Brothers and sisters:

May the God of our Lord Jesus Christ, the Father of glory,

give you a Spirit of wisdom and revelation

resulting in knowledge of him.

May the eyes of your hearts be enlightened,

that you may know what is the hope that belongs to his call,

what are the riches of glory

in his inheritance among the holy ones,

and what is the surpassing greatness of his power

for us who believe,

in accord with the exercise of his great might:

which he worked in Christ,

raising him from the dead

and seating him at his right hand in the heavens,

far above every principality, authority, power, and dominion,

and every name that is named

not only in this age but also in the one to come.

And he put all things beneath his feet

and gave him as head over all things to the church,

which is his body,

the fullness of the one who fills all things in every way.

It's one of those wonderful pieces of writing about the Mystery we call 'god' that fairly takes your breath away.
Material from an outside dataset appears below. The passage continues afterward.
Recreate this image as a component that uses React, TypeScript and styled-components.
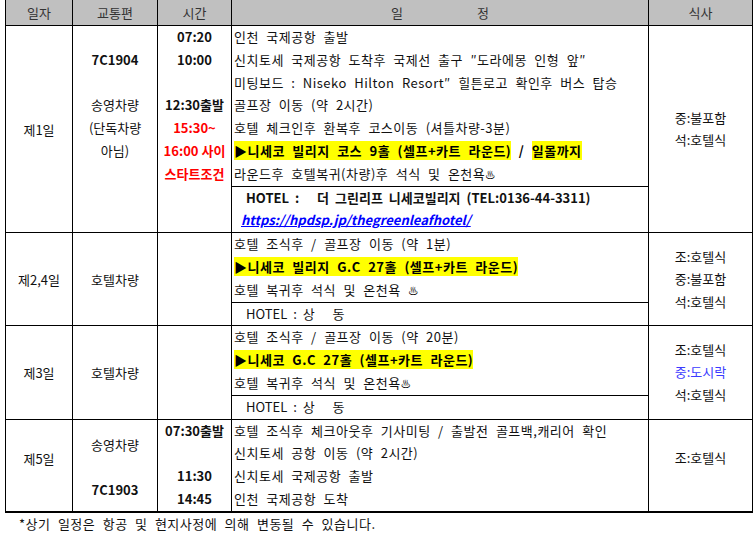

As I begin again to read it thoughtfully I remind myself to be on guard against my tendency to be carried away by expressions of grandeur and the hyperbole that is found even here. I see that word 'glory' occurs in the first line and again further down, and I remind myself it is not so much human fame and good repute as the manifestation of the divine in the human Jesus - whatever that might mean to me.

"A spirit of wisdom and enlightenment resulting in knowledge of him"  This is the prayer: that the Father give each of us the gift of knowing Jesus, that the eyes of our hearts may be given the light to see what is the hope that belongs to his call. 

There was a long discussion some days ago about apparitions and the kind of experience of god, of the Mystery, that different people tell of, and whether we can put our trust in knowledge that is given directly somehow, and that by definition is not subject to scientific investigation. Whoever wrote this letter to the people at Ephesus seems to have had this kind of experience himself.